** DATASET EXTRACT **
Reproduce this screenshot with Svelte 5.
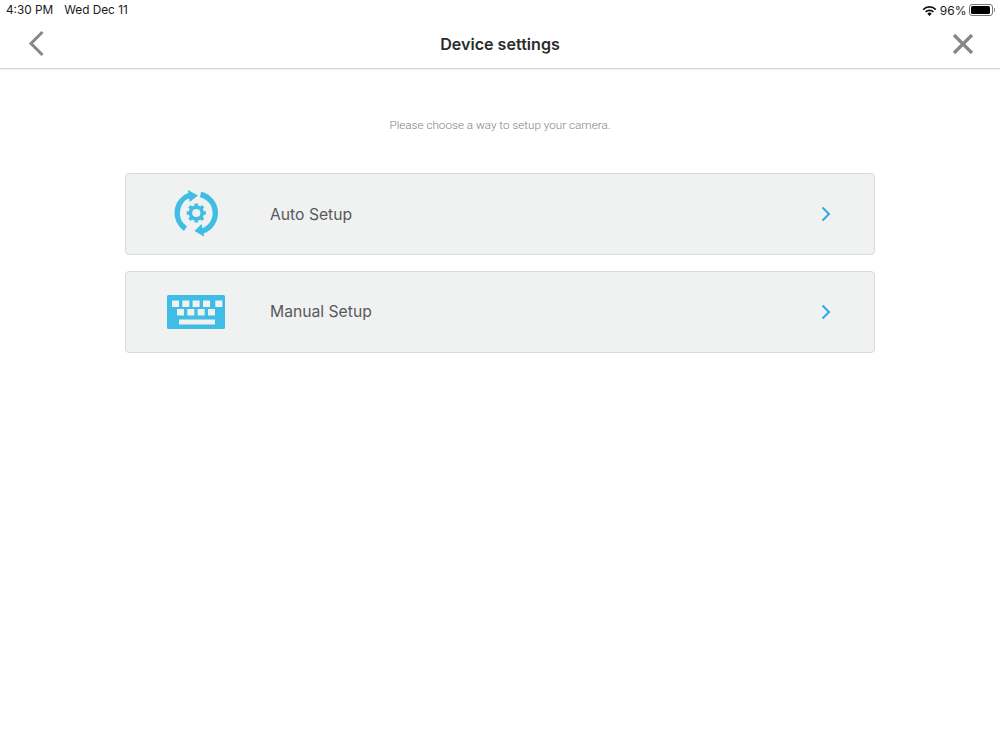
<script>
  const options = [
    { label: 'Auto Setup', icon: 'auto' },
    { label: 'Manual Setup', icon: 'keyboard' }
  ];
  const topKeys = [6, 16.3, 26.6, 37, 49.3];
  const midKeys = [11, 21.3, 31.6, 42];
</script>

<div class="screen">
  <div class="status">
    <div class="time"><span>4:30 PM</span><span>Wed Dec 11</span></div>
    <div class="system">
      <svg width="15" height="11" viewBox="0 0 15 11">
        <path d="M0.6 3.9a9.8 9.8 0 0 1 13.8 0l-1.2 1.3a8 8 0 0 0-11.4 0z" fill="#111" />
        <path d="M3 6.3a6.4 6.4 0 0 1 9 0l-1.2 1.3a4.7 4.7 0 0 0-6.6 0z" fill="#111" />
        <path d="M5.3 8.7a3.1 3.1 0 0 1 4.4 0l-2.2 2.2z" fill="#111" />
      </svg>
      <span>96%</span>
      <div class="battery"><div class="charge"></div></div>
      <div class="nub"></div>
    </div>
  </div>

  <header>
    <button class="nav back" aria-label="Back">
      <svg width="20" height="30" viewBox="0 0 20 30">
        <path d="M15.5 3 4 14.5 15.5 26" fill="none" stroke="#858789" stroke-width="3" />
      </svg>
    </button>
    <h1>Device settings</h1>
    <button class="nav" aria-label="Close">
      <svg width="24" height="24" viewBox="0 0 24 24">
        <path d="M3 3l18 18M21 3 3 21" fill="none" stroke="#858789" stroke-width="3.2" />
      </svg>
    </button>
  </header>

  <main>
    <p>Please choose a way to setup your camera.</p>
    <div class="list">
      {#each options as option}
        <div class="card">
          <div class="icon">
            {#if option.icon === 'auto'}
              <svg width="62" height="60" viewBox="0 0 62 60">
                <g fill="none" stroke="#3fbde5" stroke-width="5.4">
                  <path d="M20.5 44.7A19 19 0 0 1 25 11" />
                  <path d="M35.5 10.5A19 19 0 0 1 37.5 47" />
                </g>
                <path d="M23 6 33 11.5l-8.3 6.5z" fill="#3fbde5" />
                <path d="M39.3 52.7 29.5 47l7-7z" fill="#3fbde5" />
                <g stroke="#3fbde5" stroke-width="3.4">
                  <path d="M31.3 19.4v19.2M21.7 29h19.2M24.5 22.2l13.6 13.6M38.1 22.2 24.5 35.8" />
                </g>
                <circle cx="31.3" cy="29" r="5.9" fill="#f0f2f2" stroke="#3fbde5" stroke-width="3.6" />
              </svg>
            {:else}
              <svg width="60" height="36" viewBox="0 0 60 36">
                <rect x="1" y="1" width="58" height="34" rx="1.5" fill="#3fbde5" />
                {#each topKeys as x}
                  <rect {x} y="6.5" width="7" height="6.5" fill="#f0f2f2" />
                {/each}
                {#each midKeys as x}
                  <rect {x} y="15" width="7" height="6.5" fill="#f0f2f2" />
                {/each}
                <rect x="13" y="25.5" width="36" height="5" fill="#f0f2f2" />
              </svg>
            {/if}
          </div>
          <span class="label">{option.label}</span>
          <svg class="chevron" width="10" height="16" viewBox="0 0 10 16">
            <path d="M1.5 1.5 8 8l-6.5 6.5" fill="none" stroke="#2ea9e4" stroke-width="2" />
          </svg>
        </div>
      {/each}
    </div>
  </main>
</div>

<style>
  :global(body) {
    margin: 0;
    background: #fff;
  }

  .screen {
    width: 1000px;
    height: 750px;
    background: #fff;
    font-family: Inter, "Liberation Sans", sans-serif;
    overflow: hidden;
  }

  .status {
    height: 20px;
    padding: 0 5px 0 6px;
    display: flex;
    align-items: center;
    justify-content: space-between;
    font-size: 11.8px;
    color: #1a1a1a;
  }

  .time {
    display: flex;
    gap: 11px;
  }

  .system {
    display: flex;
    align-items: center;
    gap: 3px;
  }

  .system span {
    font-size: 12px;
  }

  .battery {
    width: 24px;
    height: 12px;
    box-sizing: border-box;
    border: 1px solid #777;
    border-radius: 3px;
    padding: 1px;
    margin: 0 -2px 0 -1px;
  }

  .charge {
    width: 95%;
    height: 100%;
    background: #000;
    border-radius: 1.5px;
  }

  .nub {
    width: 1.5px;
    height: 4px;
    background: #888;
  }

  header {
    height: 48px;
    padding: 0 25px 0 27px;
    display: flex;
    align-items: center;
    justify-content: space-between;
    border-bottom: 1px solid #d9d9d9;
    box-shadow: 0 1px 1px #f0f0f0;
  }

  h1 {
    margin: 0 0 0 2px;
    font-size: 16.1px;
    font-weight: 600;
    color: #2b2b2b;
  }

  .nav {
    padding: 0;
    border: 0;
    background: none;
    display: flex;
  }

  main {
    width: 750px;
    margin: 0 auto;
  }

  p {
    margin: 0;
    padding-top: 49px;
    height: 55px;
    line-height: 15px;
    font-family: Roboto, "Liberation Sans", sans-serif;
    font-weight: 300;
    font-size: 11.7px;
    text-align: center;
    color: #808284;
  }

  .list {
    display: flex;
    flex-direction: column;
    gap: 15.5px;
  }

  .card {
    height: 82px;
    box-sizing: border-box;
    display: flex;
    align-items: center;
    background: #f0f2f2;
    border: 1px solid #d9dbdb;
    border-radius: 4px;
  }

  .icon {
    width: 140px;
    margin-right: 4px;
    display: flex;
    justify-content: center;
  }

  .label {
    flex: 1;
    font-size: 15.7px;
    color: #58595b;
  }

  .chevron {
    margin-right: 43px;
  }
</style>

** WORK INSTRUCTIONS **
Using the material above, return every line exactly as it appears, minus the pictures.

** TASK RESPONSE **
Reproduce this screenshot with Svelte 5.
<script>
  const options = [
    { label: 'Auto Setup', icon: 'auto' },
    { label: 'Manual Setup', icon: 'keyboard' }
  ];
  const topKeys = [6, 16.3, 26.6, 37, 49.3];
  const midKeys = [11, 21.3, 31.6, 42];
</script>

<div class="screen">
  <div class="status">
    <div class="time"><span>4:30 PM</span><span>Wed Dec 11</span></div>
    <div class="system">
      <svg width="15" height="11" viewBox="0 0 15 11">
        <path d="M0.6 3.9a9.8 9.8 0 0 1 13.8 0l-1.2 1.3a8 8 0 0 0-11.4 0z" fill="#111" />
        <path d="M3 6.3a6.4 6.4 0 0 1 9 0l-1.2 1.3a4.7 4.7 0 0 0-6.6 0z" fill="#111" />
        <path d="M5.3 8.7a3.1 3.1 0 0 1 4.4 0l-2.2 2.2z" fill="#111" />
      </svg>
      <span>96%</span>
      <div class="battery"><div class="charge"></div></div>
      <div class="nub"></div>
    </div>
  </div>

  <header>
    <button class="nav back" aria-label="Back">
      <svg width="20" height="30" viewBox="0 0 20 30">
        <path d="M15.5 3 4 14.5 15.5 26" fill="none" stroke="#858789" stroke-width="3" />
      </svg>
    </button>
    <h1>Device settings</h1>
    <button class="nav" aria-label="Close">
      <svg width="24" height="24" viewBox="0 0 24 24">
        <path d="M3 3l18 18M21 3 3 21" fill="none" stroke="#858789" stroke-width="3.2" />
      </svg>
    </button>
  </header>

  <main>
    <p>Please choose a way to setup your camera.</p>
    <div class="list">
      {#each options as option}
        <div class="card">
          <div class="icon">
            {#if option.icon === 'auto'}
              <svg width="62" height="60" viewBox="0 0 62 60">
                <g fill="none" stroke="#3fbde5" stroke-width="5.4">
                  <path d="M20.5 44.7A19 19 0 0 1 25 11" />
                  <path d="M35.5 10.5A19 19 0 0 1 37.5 47" />
                </g>
                <path d="M23 6 33 11.5l-8.3 6.5z" fill="#3fbde5" />
                <path d="M39.3 52.7 29.5 47l7-7z" fill="#3fbde5" />
                <g stroke="#3fbde5" stroke-width="3.4">
                  <path d="M31.3 19.4v19.2M21.7 29h19.2M24.5 22.2l13.6 13.6M38.1 22.2 24.5 35.8" />
                </g>
                <circle cx="31.3" cy="29" r="5.9" fill="#f0f2f2" stroke="#3fbde5" stroke-width="3.6" />
              </svg>
            {:else}
              <svg width="60" height="36" viewBox="0 0 60 36">
                <rect x="1" y="1" width="58" height="34" rx="1.5" fill="#3fbde5" />
                {#each topKeys as x}
                  <rect {x} y="6.5" width="7" height="6.5" fill="#f0f2f2" />
                {/each}
                {#each midKeys as x}
                  <rect {x} y="15" width="7" height="6.5" fill="#f0f2f2" />
                {/each}
                <rect x="13" y="25.5" width="36" height="5" fill="#f0f2f2" />
              </svg>
            {/if}
          </div>
          <span class="label">{option.label}</span>
          <svg class="chevron" width="10" height="16" viewBox="0 0 10 16">
            <path d="M1.5 1.5 8 8l-6.5 6.5" fill="none" stroke="#2ea9e4" stroke-width="2" />
          </svg>
        </div>
      {/each}
    </div>
  </main>
</div>

<style>
  :global(body) {
    margin: 0;
    background: #fff;
  }

  .screen {
    width: 1000px;
    height: 750px;
    background: #fff;
    font-family: Inter, "Liberation Sans", sans-serif;
    overflow: hidden;
  }

  .status {
    height: 20px;
    padding: 0 5px 0 6px;
    display: flex;
    align-items: center;
    justify-content: space-between;
    font-size: 11.8px;
    color: #1a1a1a;
  }

  .time {
    display: flex;
    gap: 11px;
  }

  .system {
    display: flex;
    align-items: center;
    gap: 3px;
  }

  .system span {
    font-size: 12px;
  }

  .battery {
    width: 24px;
    height: 12px;
    box-sizing: border-box;
    border: 1px solid #777;
    border-radius: 3px;
    padding: 1px;
    margin: 0 -2px 0 -1px;
  }

  .charge {
    width: 95%;
    height: 100%;
    background: #000;
    border-radius: 1.5px;
  }

  .nub {
    width: 1.5px;
    height: 4px;
    background: #888;
  }

  header {
    height: 48px;
    padding: 0 25px 0 27px;
    display: flex;
    align-items: center;
    justify-content: space-between;
    border-bottom: 1px solid #d9d9d9;
    box-shadow: 0 1px 1px #f0f0f0;
  }

  h1 {
    margin: 0 0 0 2px;
    font-size: 16.1px;
    font-weight: 600;
    color: #2b2b2b;
  }

  .nav {
    padding: 0;
    border: 0;
    background: none;
    display: flex;
  }

  main {
    width: 750px;
    margin: 0 auto;
  }

  p {
    margin: 0;
    padding-top: 49px;
    height: 55px;
    line-height: 15px;
    font-family: Roboto, "Liberation Sans", sans-serif;
    font-weight: 300;
    font-size: 11.7px;
    text-align: center;
    color: #808284;
  }

  .list {
    display: flex;
    flex-direction: column;
    gap: 15.5px;
  }

  .card {
    height: 82px;
    box-sizing: border-box;
    display: flex;
    align-items: center;
    background: #f0f2f2;
    border: 1px solid #d9dbdb;
    border-radius: 4px;
  }

  .icon {
    width: 140px;
    margin-right: 4px;
    display: flex;
    justify-content: center;
  }

  .label {
    flex: 1;
    font-size: 15.7px;
    color: #58595b;
  }

  .chevron {
    margin-right: 43px;
  }
</style>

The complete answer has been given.